From Publishers Weekly
"Any one of us is only six acquaintances away from anyone else," hints stewardess Stephanie Wiltshire at the outset of Walker's high-speed, disquieting debut, which features the not-so-random interactions of 20 of the most ludicrously manic characters imaginable. As Flight SA841 touches down at Birmingham International Airport from New York, an unidentified female stowaway on another plane begins her countdown through 840 concise chapters (many are just a line or two long), each of which builds urgently toward the disclosure of her identity and her fate. Air traffic controller Michael Davies guides SA841 to its gate, then drives home listening to psychoanalyst Dr. Frankburg's smash-hit self-help tape, You Too Can Fly, which is popular among airline industry employees and aviophobes alike. Distracted by the tape, Davies nearly hits a pedestrian later revealed to be yet another piece in the puzzle, before reaching home and his phobia-obsessed wife. The rest of the cast includes an "unfunny" comic whose act features a simulated suicide, an aspiring anticorporate terrorist, a suicidal pilot, a morgue assistant and a Welsh actor coping with the suicide of a Scottish actress and friend, all of whom are connected in some way to the death of a Chinese woman more than 20 years earlier. Walker's inaugural work is so clever that it seems to be the product of years of careful contemplation, yet so electrifying that it is just as easy to imagine him writing it in one sitting. His respect for his readers' attentiveness is palpable and refreshing, and a character list included at the front of the book is helpful in sorting out any momentary confusion.

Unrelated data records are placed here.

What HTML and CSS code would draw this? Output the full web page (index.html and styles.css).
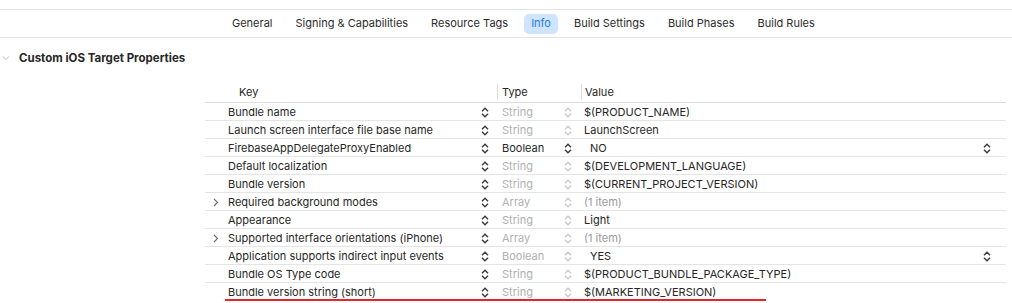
FILE: index.html
```html
<!DOCTYPE html>
<html lang="en">
<head>
  <meta charset="UTF-8">
  <title>Info - Target Properties</title>
  <link rel="stylesheet" href="styles.css">
</head>
<body>

  <div class="tabbar">
    <span class="tab">General</span>
    <span class="tab">Signing &amp; Capabilities</span>
    <span class="tab">Resource Tags</span>
    <span class="tab active">Info</span>
    <span class="tab">Build Settings</span>
    <span class="tab">Build Phases</span>
    <span class="tab">Build Rules</span>
  </div>

  <div class="section-title">
    <svg class="caret" width="8" height="6" viewBox="0 0 8 6"><path d="M1 1.5 L4 4.5 L7 1.5" fill="none" stroke="#b5b5b5" stroke-width="1"/></svg>
    <span>Custom iOS Target Properties</span>
  </div>

  <div class="plist">
    <div class="row head">
      <div class="c-key"><span class="key-label">Key</span></div>
      <div class="c-type">Type</div>
      <div class="c-value">Value</div>
    </div>

    <div class="row">
      <div class="c-key"><span class="disc"></span><span class="key-label">Bundle name</span><span class="step"></span></div>
      <div class="c-type dim">String<span class="step light"></span></div>
      <div class="c-value">$(PRODUCT_NAME)</div>
    </div>
    <div class="row">
      <div class="c-key"><span class="disc"></span><span class="key-label">Launch screen interface file base name</span><span class="step"></span></div>
      <div class="c-type dim">String<span class="step light"></span></div>
      <div class="c-value">LaunchScreen</div>
    </div>
    <div class="row">
      <div class="c-key"><span class="disc"></span><span class="key-label">FirebaseAppDelegateProxyEnabled</span><span class="step"></span></div>
      <div class="c-type">Boolean<span class="step"></span></div>
      <div class="c-value bool">NO<span class="step"></span></div>
    </div>
    <div class="row">
      <div class="c-key"><span class="disc"></span><span class="key-label">Default localization</span><span class="step"></span></div>
      <div class="c-type dim">String<span class="step light"></span></div>
      <div class="c-value">$(DEVELOPMENT_LANGUAGE)</div>
    </div>
    <div class="row">
      <div class="c-key"><span class="disc"></span><span class="key-label">Bundle version</span><span class="step"></span></div>
      <div class="c-type dim">String<span class="step light"></span></div>
      <div class="c-value">$(CURRENT_PROJECT_VERSION)</div>
    </div>
    <div class="row">
      <div class="c-key"><span class="disc closed"></span><span class="key-label">Required background modes</span><span class="step"></span></div>
      <div class="c-type dim">Array<span class="step light"></span></div>
      <div class="c-value dim">(1 item)</div>
    </div>
    <div class="row">
      <div class="c-key"><span class="disc"></span><span class="key-label">Appearance</span><span class="step"></span></div>
      <div class="c-type dim">String<span class="step light"></span></div>
      <div class="c-value">Light</div>
    </div>
    <div class="row">
      <div class="c-key"><span class="disc closed"></span><span class="key-label">Supported interface orientations (iPhone)</span><span class="step"></span></div>
      <div class="c-type dim">Array<span class="step light"></span></div>
      <div class="c-value dim">(1 item)</div>
    </div>
    <div class="row">
      <div class="c-key"><span class="disc"></span><span class="key-label">Application supports indirect input events</span><span class="step"></span></div>
      <div class="c-type dim">Boolean<span class="step light"></span></div>
      <div class="c-value bool">YES<span class="step"></span></div>
    </div>
    <div class="row">
      <div class="c-key"><span class="disc"></span><span class="key-label">Bundle OS Type code</span><span class="step"></span></div>
      <div class="c-type dim">String<span class="step light"></span></div>
      <div class="c-value">$(PRODUCT_BUNDLE_PACKAGE_TYPE)</div>
    </div>
    <div class="row last">
      <div class="c-key"><span class="disc"></span><span class="key-label">Bundle version string (short)</span><span class="step"></span></div>
      <div class="c-type dim">String<span class="step light"></span></div>
      <div class="c-value">$(MARKETING_VERSION)</div>
      <div class="highlight"></div>
    </div>
  </div>

  <script>
    // draw the up/down stepper glyph into every .step slot
    var stepSvg = '<svg width="8" height="11" viewBox="0 0 8 11"><path d="M1 4.2 L4 1.2 L7 4.2 M1 6.8 L4 9.8 L7 6.8" fill="none" stroke="currentColor" stroke-width="1.4"/></svg>';
    document.querySelectorAll('.step').forEach(function (el) {
      el.innerHTML = stepSvg;
    });

    // disclosure arrow for collapsed array rows
    var discSvg = '<svg width="6" height="9" viewBox="0 0 6 9"><path d="M1 1 L4.5 4.5 L1 8" fill="none" stroke="#6e6e6e" stroke-width="1.1"/></svg>';
    document.querySelectorAll('.disc.closed').forEach(function (el) {
      el.innerHTML = discSvg;
    });
  </script>

</body>
</html>
```

FILE: styles.css
```css
body {
  margin: 0;
  background: #ffffff;
  font-family: Inter, "Noto Sans", sans-serif;
  font-size: 11px;
  color: #262626;
  overflow: hidden;
}

.tabbar {
  margin-top: 9px;
  height: 27px;
  border-top: 1px solid #e3e3e3;
  border-bottom: 1px solid #e3e3e3;
  display: flex;
  align-items: center;
  gap: 9px;
  padding-left: 225px;
}

.tab {
  padding: 2px 7px 3px;
  border-radius: 5px;
  color: #2b2b2b;
  line-height: 15px;
}

.tab.active {
  background-color: #cfe4fd;
  color: #1c7cf0;
}

.section-title {
  display: flex;
  align-items: center;
  height: 18px;
  margin-top: 11px;
  font-size: 11.5px;
  font-weight: 700;
  color: #262626;
}

.section-title .caret {
  margin-left: 2px;
  margin-right: 9px;
}

.plist {
  margin: 14px 0 0 205px;
  width: 801px;
}

.row {
  position: relative;
  display: grid;
  grid-template-columns: 292px 84px 425px;
  height: 18px;
  line-height: 17px;
  padding-top: 1px;
  border-bottom: 1px solid #e4e4e4;
  box-sizing: border-box;
}

.row.head {
  height: 22px;
  line-height: 20px;
  padding-top: 0;
  border-bottom: 1px solid #dcdcdc;
}

.row.last {
  border-bottom: none;
}

.c-key,
.c-type,
.c-value {
  display: flex;
  align-items: center;
  white-space: nowrap;
}

.c-key {
  padding-left: 5px;
}

.disc {
  width: 6px;
  display: inline-flex;
  margin-left: 3px;
  margin-right: 9px;
}

.head .c-key {
  padding-left: 34px;
}

.head .c-type,
.head .c-value {
  border-left: 1px solid #dedede;
  height: 16px;
  align-self: center;
  line-height: 16px;
}

.c-type {
  padding-left: 5px;
}

.c-value {
  padding-left: 3px;
}

.head .c-type {
  padding-left: 4px;
}

.head .c-value {
  padding-left: 3px;
}

.step {
  display: inline-flex;
  margin-left: auto;
  color: #3a3a3a;
  width: 8px;
}

.c-key .step {
  margin-right: 8px;
}

.c-type .step {
  margin-right: 9px;
}

.step.light {
  color: #c9c9c9;
}

.dim {
  color: #b0b0b0;
}

.c-value.dim {
  color: #9a9a9a;
}

.c-value.bool {
  padding-left: 9px;
}

.c-value.bool .step {
  margin-right: 15px;
}

.highlight {
  position: absolute;
  left: 20px;
  width: 541px;
  bottom: -1px;
  height: 3px;
  background-color: #e8232a;
}
```
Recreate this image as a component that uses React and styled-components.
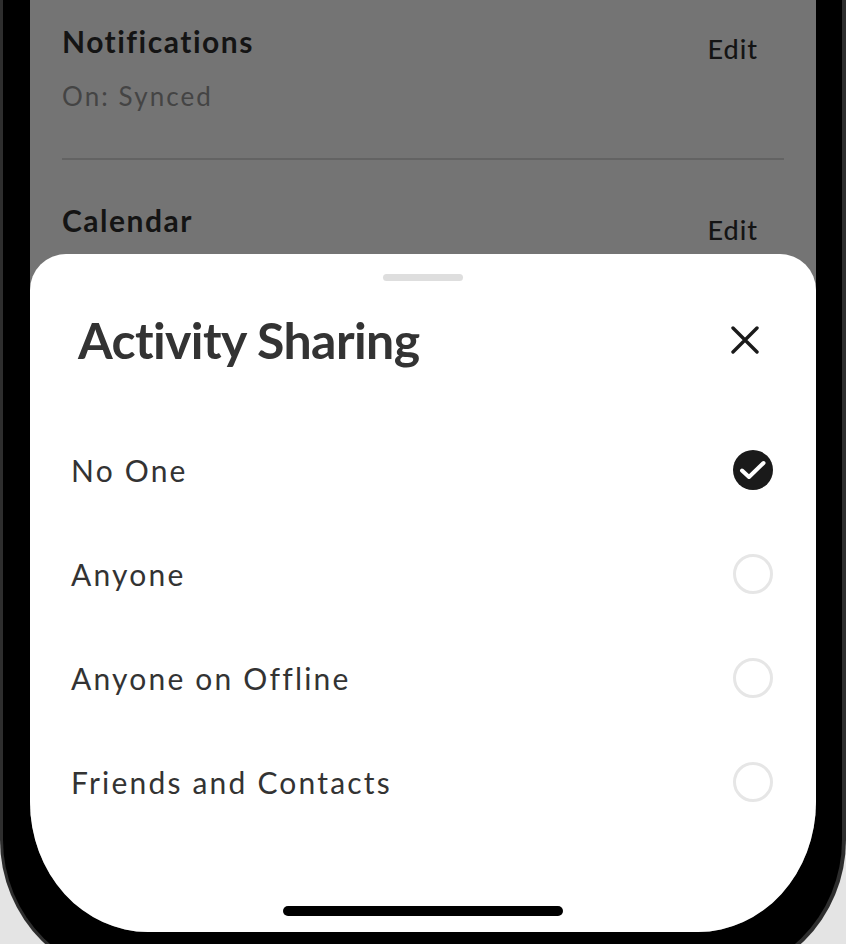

Copyright 2003 Reed Business Information, Inc.
From Booklist
Coincidences are cheap literary devices, and this novel relies on enough of them to fill a dollar store. Forget six degrees of separation; these disparate characters don't go beyond two degrees, even though they're split between London and New York. Just to follow one crazy thread: a depressed pilot randomly picks a New York therapist who just helped a woman commit suicide in London; meanwhile, a friend of the pilot returns to England only to meet the suicide's father and assist in
his death. On it goes, desperate lives interweaving through a narrative more fanciful than any Harry Potter book. And whether they're unbalanced comedians or jinxed actors, the characters all speak with one loopy voice that keeps reminding us we're reading words on a page. Yet anyone willing to suspend disbelief is in for a clever, darkly humorous tale--narrated in 840 bite-size chunks by an omniscient ex-stewardess from inside the wheel well of a transatlantic flight. Although it's overly showy, this rumination on lost people longing for meaning packs quite a bittersweet punch.